What are common depths for experienced scuba divers is a question often asked. It's not as deep as some might think. It is somewhere between 20-25 metres on average. Diving isn't just about how deep you can dive. But is instead about what the dive is about. If the dive is to go to a particular wreck and it just so happens the wreck is at 40 metres (131 feet), that will be the dive depth. This is of course subject to certification level and experience.


Who this article on experienced scuba diver depths is aimed at

I know the question about what are common depths for experienced scuba divers is asked quite often. But it's usually asked by people who are looking to learn to scuba dive. Or by beginner scuba divers.

If you are already an experience scuba diver you are unlikely to be asking this question, if that makes sense.

The reason to set this scene is so that the content of this article is appropriate to the audience. I am therefore assuming that you have either not dive before, or you have limited dives under your belt.

If I have this wrong, then I apologise now. But I hope you enjoy this article in any event. Please feel free to comment below, as I'd love to know if it's been pitched correctly.

Having clarified who I think you are, let's take a look at the importance of depth and scuba diving.

The importance of depth and scuba diving - Scuba diving depth factors

In an article about how deep you can dive with an open water certification, I clarify a few factors that are important when it comes to going deeper underwater.

Deep diving factors are as follows:

  • The deeper you go, the more air you consume.
  • When you consume more air as you go deeper, your air will run out more quickly.
  • The deeper you dive the fast the build up of nitrogen in your body and tissues.
  • The more nitrogen you have in your body and tissues, the longer you need to decompress as you ascend.
  • The deeper you go and the longer you spend at depth, the more chance you have of going into a decompression stop dive scenario.
  • Once you go beyond 30 metres (100 feet), the more chance there is of getting nitrogen narcosis.
  • As you dive deeper, you become heavier (or less buoyant) and you need to compensate for this with more air in your buoyancy control device.

All of the above factors are learnt in the theory of scuba diving when you first learn. However, there's a big difference between reading about something or having it explained, compared to experiencing it for real.

Experience in scuba diving gives confidence

Many of the above deep diving factors are learnt by experience. For example, buoyancy control is mastered with practice. It's important to be good at buoyancy and to be totally comfortable with how your buoyancy control device works before you go too deep.

Secondly, the more experienced you are as a diver, the more relaxed you'll be. The more relaxed you are, the less air you will consume. As noted above, the deeper you go the more air you consume, which is due to the pressure changes.

If you are an anxious diver because you're a beginner, you will soon consume your air even at shallower depths, let alone when you go deep.

For example, I remember diving in Plymouth in the UK with a couple of divers. One diver I remember was overly showing off before we went in about how many dives he'd done and how qualified he was.

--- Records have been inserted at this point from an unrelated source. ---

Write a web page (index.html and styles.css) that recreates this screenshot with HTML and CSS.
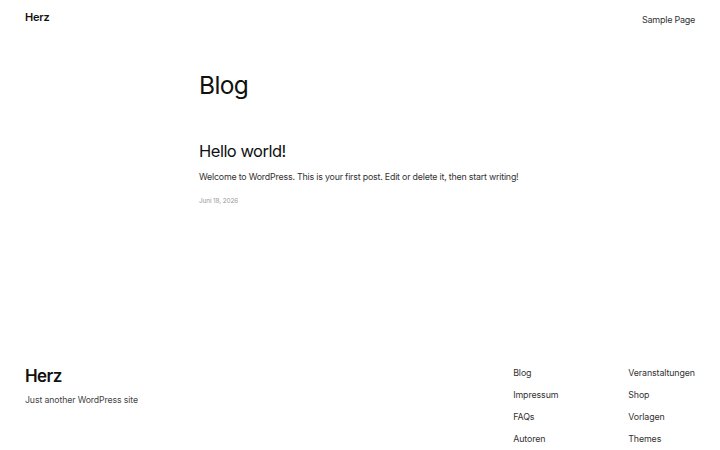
FILE: index.html
```html
<!DOCTYPE html>
<html lang="de">
<head>
<meta charset="utf-8">
<title>Blog – Herz</title>
<link rel="stylesheet" href="styles.css">
</head>
<body>
<div class="page">
  <header class="site-header">
    <a class="site-title" href="#">Herz</a>
    <nav class="top-nav"><a href="#">Sample Page</a></nav>
  </header>
  <main class="content">
    <h1 class="page-title">Blog</h1>
    <article class="post">
      <h2 class="post-title">Hello world!</h2>
      <p class="excerpt">Welcome to WordPress. This is your first post. Edit or delete it, then start writing!</p>
      <p class="post-date">Juni 18, 2026</p>
    </article>
  </main>
  <footer class="site-footer">
    <div class="footer-brand">
      <a class="footer-title" href="#">Herz</a>
      <p class="tagline">Just another WordPress site</p>
    </div>
    <nav class="footer-nav">
      <ul class="footer-col">
        <li><a href="#">Blog</a></li>
        <li><a href="#">Impressum</a></li>
        <li><a href="#">FAQs</a></li>
        <li><a href="#">Autoren</a></li>
      </ul>
      <ul class="footer-col">
        <li><a href="#">Veranstaltungen</a></li>
        <li><a href="#">Shop</a></li>
        <li><a href="#">Vorlagen</a></li>
        <li><a href="#">Themes</a></li>
      </ul>
    </nav>
  </footer>
</div>
</body>
</html>
```
FILE: styles.css
```css
* { box-sizing: border-box; }
html, body { margin: 0; padding: 0; background: #fff; }
body {
  font-family: Inter, "Noto Sans", "Liberation Sans", sans-serif;
  color: #111;
}
a { color: inherit; text-decoration: none; }
.page {
  min-height: 450px;
  display: flex;
  flex-direction: column;
}
.site-header {
  display: flex;
  justify-content: space-between;
  align-items: center;
  padding: 8px 25px 10px;
  height: 35px;
}
.site-title {
  font-size: 11px;
  font-weight: 600;
  letter-spacing: -0.2px;
}
.top-nav a {
  font-size: 9px;
  letter-spacing: -0.25px;
  color: #333;
}
.content {
  width: 322px;
  margin: 0 auto;
}
.page-title {
  margin: 36px 0 0;
  font-size: 24.5px;
  font-weight: 400;
  line-height: 1.2;
  letter-spacing: -0.6px;
}
.post { margin-top: 42px; }
.post-title {
  margin: 0;
  font-size: 16.5px;
  font-weight: 400;
  line-height: 1.2;
  letter-spacing: -0.5px;
}
.excerpt {
  margin: 8px 0 0;
  font-size: 8.85px;
  line-height: 1.5;
  letter-spacing: -0.2px;
  color: #333;
}
.post-date {
  margin: 14px 0 0;
  font-size: 6.4px;
  letter-spacing: -0.1px;
  color: #999;
}
.site-footer {
  margin-top: auto;
  display: flex;
  justify-content: space-between;
  align-items: flex-start;
  padding: 0 25px 4px;
}
.footer-title {
  display: block;
  font-size: 17px;
  font-weight: 600;
  line-height: 1.2;
  letter-spacing: -0.6px;
}
.tagline {
  margin: 9px 0 0;
  font-size: 8.7px;
  letter-spacing: -0.1px;
  color: #444;
}
.footer-nav {
  display: grid;
  grid-template-columns: 115px auto;
}
.footer-col {
  list-style: none;
  margin: 0;
  padding: 0;
  display: flex;
  flex-direction: column;
  gap: 8px;
}
.footer-col li {
  font-size: 8.85px;
  line-height: 14px;
  letter-spacing: -0.1px;
  color: #333;
}
```
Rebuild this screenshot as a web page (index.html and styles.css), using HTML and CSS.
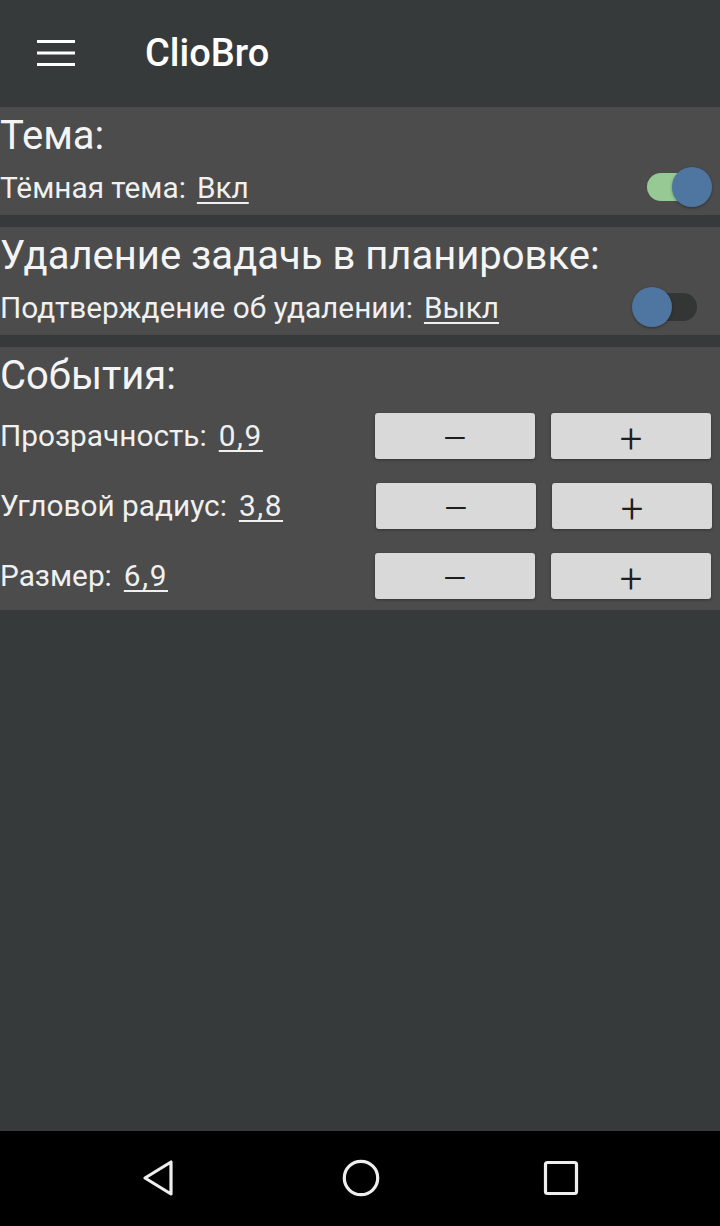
FILE: index.html
```html
<!DOCTYPE html>
<html lang="ru">
<head>
<meta charset="utf-8">
<title>ClioBro</title>
<link rel="stylesheet" href="styles.css">
</head>
<body>
<div class="screen">
  <header class="appbar">
    <svg class="menu-icon" width="38" height="28" viewBox="0 0 38 28">
      <rect x="0" y="1" width="38" height="3" fill="#fff"/>
      <rect x="0" y="12.5" width="38" height="3" fill="#fff"/>
      <rect x="0" y="24" width="38" height="3" fill="#fff"/>
    </svg>
    <div class="app-title">ClioBro</div>
  </header>

  <main class="content">
    <section class="card">
      <div class="card-title">Тема:</div>
      <div class="row">
        <span class="label">Тёмная тема:</span>
        <span class="value">Вкл</span>
        <span class="switch switch-on"><span class="track"></span><span class="thumb"></span></span>
      </div>
    </section>

    <section class="card">
      <div class="card-title">Удаление задачь в планировке:</div>
      <div class="row">
        <span class="label">Подтверждение об удалении:</span>
        <span class="value">Выкл</span>
        <span class="switch switch-off"><span class="track"></span><span class="thumb"></span></span>
      </div>
    </section>

    <section class="card">
      <div class="card-title">События:</div>
      <div class="row row-step">
        <span class="label">Прозрачность:</span>
        <span class="value value-num">0,9</span>
        <div class="steppers">
          <button class="btn">–</button>
          <button class="btn">+</button>
        </div>
      </div>
      <div class="row row-step">
        <span class="label">Угловой радиус:</span>
        <span class="value value-num">3,8</span>
        <div class="steppers steppers-shift">
          <button class="btn">–</button>
          <button class="btn">+</button>
        </div>
      </div>
      <div class="row row-step">
        <span class="label">Размер:</span>
        <span class="value value-num">6,9</span>
        <div class="steppers">
          <button class="btn">–</button>
          <button class="btn">+</button>
        </div>
      </div>
    </section>
  </main>

  <nav class="navbar">
    <svg width="40" height="44" viewBox="0 0 40 44" class="nav-back">
      <path d="M31 6 L31 38 L5 22 Z" fill="none" stroke="#eeeeee" stroke-width="3.2" stroke-linejoin="round"/>
    </svg>
    <svg width="42" height="42" viewBox="0 0 42 42" class="nav-home">
      <circle cx="21" cy="21" r="16.7" fill="none" stroke="#eeeeee" stroke-width="3.2"/>
    </svg>
    <svg width="38" height="38" viewBox="0 0 38 38" class="nav-recent">
      <rect x="3.5" y="3.5" width="31" height="31" rx="2" fill="none" stroke="#eeeeee" stroke-width="3.2"/>
    </svg>
  </nav>
</div>
</body>
</html>
```

FILE: styles.css
```css
* { box-sizing: border-box; }
html, body {
  margin: 0;
  padding: 0;
  background: #373a3b;
}
body {
  font-family: Roboto, "Noto Sans", sans-serif;
  color: #f2f2f2;
}
.screen {
  width: 720px;
  height: 1226px;
  display: flex;
  flex-direction: column;
  background: #373a3b;
}
.appbar {
  height: 107px;
  flex: none;
  display: flex;
  align-items: center;
  padding-left: 37px;
  padding-bottom: 1px;
}
.menu-icon { display: block; }
.app-title {
  margin-left: 70px;
  font-size: 38px;
  font-weight: 500;
  color: #ffffff;
}
.content {
  flex: 1;
  display: flex;
  flex-direction: column;
  gap: 12px;
}
.card {
  background: #4b4c4b;
  padding-top: 5px;
}
.card-title {
  font-size: 40px;
  line-height: 48px;
  color: #f4f4f4;
}
.row {
  height: 55px;
  display: flex;
  align-items: center;
  font-size: 29.8px;
  padding-bottom: 1px;
}
.row-step {
  height: 70px;
  padding-top: 2px;
}
.label { color: #f0f0f0; }
.value {
  margin-left: 11px;
  text-decoration: underline;
  text-decoration-thickness: 2px;
  text-underline-offset: 4px;
  color: #f0f0f0;
}
.value-num {
  margin-left: 12px;
  letter-spacing: 1.6px;
}
.switch {
  margin-left: auto;
  position: relative;
  height: 40px;
}
.switch-on {
  width: 65px;
  margin-right: 8px;
}
.switch-off {
  width: 65px;
  margin-right: 23px;
}
.track {
  position: absolute;
  top: 6px;
  height: 28px;
  border-radius: 14px;
}
.switch-on .track {
  left: 0;
  width: 46px;
  background: #97c995;
}
.switch-off .track {
  right: 0;
  width: 50px;
  background: #333635;
}
.thumb {
  position: absolute;
  top: 0;
  width: 40px;
  height: 40px;
  border-radius: 50%;
  background: #4f76a1;
  box-shadow: 0 1px 3px rgba(0,0,0,0.35);
}
.switch-on .thumb { right: 0; }
.switch-off .thumb { left: 0; }
.steppers {
  margin-left: auto;
  margin-right: 9px;
  display: flex;
  gap: 16px;
}
.steppers-shift { margin-right: 8px; }
.btn {
  width: 160px;
  height: 46px;
  border: none;
  border-radius: 3px;
  background: #d8d9d8;
  box-shadow: 0 1px 3px rgba(0,0,0,0.35);
  font-family: Roboto, "Noto Sans", sans-serif;
  font-size: 40px;
  font-weight: 300;
  line-height: 46px;
  color: #1e1e1e;
  padding: 4px 0 0 0;
}
.navbar {
  height: 95px;
  flex: none;
  background: #000;
  display: flex;
  align-items: center;
  justify-content: space-between;
  padding: 0 140px 2px 140px;
}
.navbar svg { display: block; }
```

But when we entered the water and went to around 30 metres (100 feet), it soon unraveled that he had panicked and ran his air down very quickly.

I'm still not entirely sure what happened and how much diving he really had done, but it proves my point. His running low on air very quickly how to spell spoilt the dive for the rest of us, as we all came back to the surface together after about 10 minutes.

How deep is too deep?

When I say 'too deep' I mean more than 18-20 metres (59-66 feet). See below for the depths of newly certified scuba divers.

Scuba diving is a dangerous sport and the statistics show that it's even more dangerous than skydiving. This is why it's so important to get trained properly and to take things slowly with scuba diving.

If you are new to scuba diving, please take this advice...slowly build your depth up and don't go rushing in to going too deep too soon. There's plenty of time to go deep.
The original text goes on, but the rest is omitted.